Hi,
unfortunatley I didn't find the time to attend the IETF in
Paris, not even to follow discussions in Jabber etc.
But I read in a german computer magazine's newsticker that a
'brandnew' proposal was made by german University of Karlsruhe
(newsticker says it "circulated", whatever this means), which is
called "SAVE" (Spam Protection by Using Sender Address Verification
Extension). Slides at http://www.tm.uka.de/itm/publications.php?id=112
If I read the slides correctly, their idea is to increase the cost of
sending e-mails with mathematical puzzles, which is seen as acceptable
for a few e-mails, but not for mass e-mails. Mails from an unknown
(=not-yet-whitelisted) sender are put in a 'holdbox', and the
receiving MTA sends a challenge consisting of a puzzle back to the
sender. The sender then has to proof his sincerity by solving the
puzzle, either a mathematical one by automatically expending costly
computation time, or by solving a puzzle made for a human (an image
which you have to read numbers from, like on some web registration
forms).
As far as I can see, this looks almost exactly like the e-mail stamp
proposal Bill Gates made on several conferences and several interviews
before Microsoft came up with CallerID/SenderID. They also proposed to
increase costs by challenging the sender with mathematical puzzles
with the assumption, that this is not a burden for regular e-mail but
a barrier for spammers.
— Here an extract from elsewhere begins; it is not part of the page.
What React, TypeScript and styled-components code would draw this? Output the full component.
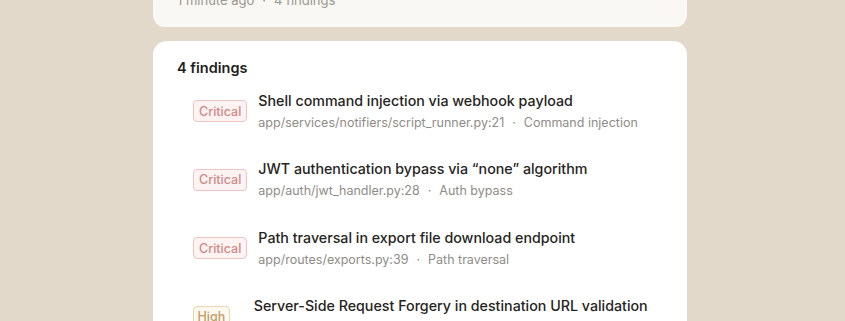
import React from "react";
import styled, { createGlobalStyle } from "styled-components";

const Global = createGlobalStyle`
  html, body { margin: 0; padding: 0; background: #e3d9cb; overflow: hidden; }
  body { font-family: Inter, "Noto Sans", sans-serif; -webkit-font-smoothing: antialiased; }
`;

const Page = styled.div`
  width: 845px;
  height: 321px;
  overflow: hidden;
  background: #e3d9cb;
  padding-left: 153px;
  box-sizing: border-box;
`;

const Column = styled.div`
  width: 534px;
  display: flex;
  flex-direction: column;
  gap: 14px;
  margin-top: -25px;
`;

const SummaryCard = styled.div`
  background: #f9f8f4;
  border-radius: 12px;
  padding: 16px 24px 18px;
`;

const Meta = styled.div`
  font-size: 13px;
  line-height: 18px;
  color: #9b9892;
  display: flex;
  gap: 8px;
`;

const FindingsCard = styled.div`
  background: #ffffff;
  border-radius: 14px;
  padding: 17px 24px 30px;
  height: 320px;
`;

const Heading = styled.div`
  font-size: 14.5px;
  line-height: 20px;
  font-weight: 600;
  color: #1f1e1c;
  margin-bottom: 11.5px;
`;

const List = styled.div`
  display: flex;
  flex-direction: column;
  gap: 25.5px;
  padding-left: 16px;
`;

const Row = styled.div<{ $gap: number }>`
  display: flex;
  align-items: center;
  gap: ${(p) => p.$gap}px;
`;

const Badge = styled.span<{ $tone: "critical" | "high" }>`
  box-sizing: border-box;
  height: 22px;
  padding: 0 ${(p) => (p.$tone === "critical" ? 5 : 3.5)}px;
  display: inline-flex;
  align-items: center;
  border-radius: 4px;
  font-size: 12.5px;
  font-weight: 500;
  border: 1px solid ${(p) => (p.$tone === "critical" ? "#edc3c3" : "#e8d5b1")};
  background: ${(p) => (p.$tone === "critical" ? "#fdf3f3" : "#fdf8ee")};
  color: ${(p) => (p.$tone === "critical" ? "#cf8986" : "#bf9d6a")};
  flex-shrink: 0;
`;

const Text = styled.div`
  display: flex;
  flex-direction: column;
`;

const Title = styled.div`
  font-size: 14.25px;
  line-height: 22px;
  font-weight: 500;
  color: #262522;
  white-space: nowrap;
`;

const Sub = styled.div`
  font-size: 12.5px;
  line-height: 21px;
  color: #8f8c87;
  display: flex;
  gap: 8px;
  white-space: nowrap;
`;

const findings = [
  { sev: "critical" as const, label: "Critical", title: "Shell command injection via webhook payload", file: "app/services/notifiers/script_runner.py:21", kind: "Command injection", gap: 11 },
  { sev: "critical" as const, label: "Critical", title: "JWT authentication bypass via \u201cnone\u201d algorithm", file: "app/auth/jwt_handler.py:28", kind: "Auth bypass", gap: 11 },
  { sev: "critical" as const, label: "Critical", title: "Path traversal in export file download endpoint", file: "app/routes/exports.py:39", kind: "Path traversal", gap: 11 },
  { sev: "high" as const, label: "High", title: "Server-Side Request Forgery in destination URL validation", file: "app/services/destinations.py:52", kind: "SSRF", gap: 24 },
];

export default function App() {
  return (
    <Page>
      <Global />
      <Column>
        <SummaryCard>
          <Meta>
            <span>1 minute ago</span>
            <span>·</span>
            <span>4 findings</span>
          </Meta>
        </SummaryCard>
        <FindingsCard>
          <Heading>4 findings</Heading>
          <List>
            {findings.map((f) => (
              <Row key={f.title} $gap={f.gap}>
                <Badge $tone={f.sev}>{f.label}</Badge>
                <Text>
                  <Title>{f.title}</Title>
                  <Sub>
                    <span>{f.file}</span>
                    <span>·</span>
                    <span>{f.kind}</span>
                  </Sub>
                </Text>
              </Row>
            ))}
          </List>
        </FindingsCard>
      </Column>
    </Page>
  );
}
The only differences I can see are
- If I remember well, Gates was talking about mathemtical puzzles
only, not human-solvable ones. But I guess if such human-solvable
puzzles are made on a large scale base with standard software, it
won't take long time until the software to automatically solve them
will appear.
- I've never seen precise specs about Gates' proposal, but I
always thought that they immediately rejected messages with the
challenge in SMTP. In contrast, SAVE proposes to first accept the
message, then drop it in the hold box and send a separate mail with
the puzzle back to the sender, in order to challenge and sort of
authenticate him/check existence of sender address.
That is a difference, however, it appears to be highly
questionable. The authors themselves propose to give the recipient
read access to the holdbox (of course, without explaining how
recipients are to have access to the receiving MTA), just in case
the recipient was waiting for an expected or important e-mail. So it
puts the burden on the recipient to continuosly watch all that spam
folder for important but still kept back e-mails. Requiring the
recipient to manually walk through the complete spam folder
regularly is not exactly what I consider an anti-spam-solution.
Furthermore, this appears to be unlawful under german law. As you
might have heard, a german higher court recently decided that even
at a university it can be crime to suppress or delay someone else's
e-mails. Ironically, the SAVE proposal comes from the very same
faculty of the very same university the court decision was about. So
I am kind of surprised that they still come up with such a
proposal.
But beyond these two minor differences, SAVE looks pretty much like
Gates' proposal. Can anyone give me a hint why this is said to be
'brandnew' ? Has this been a talk in a IETF session?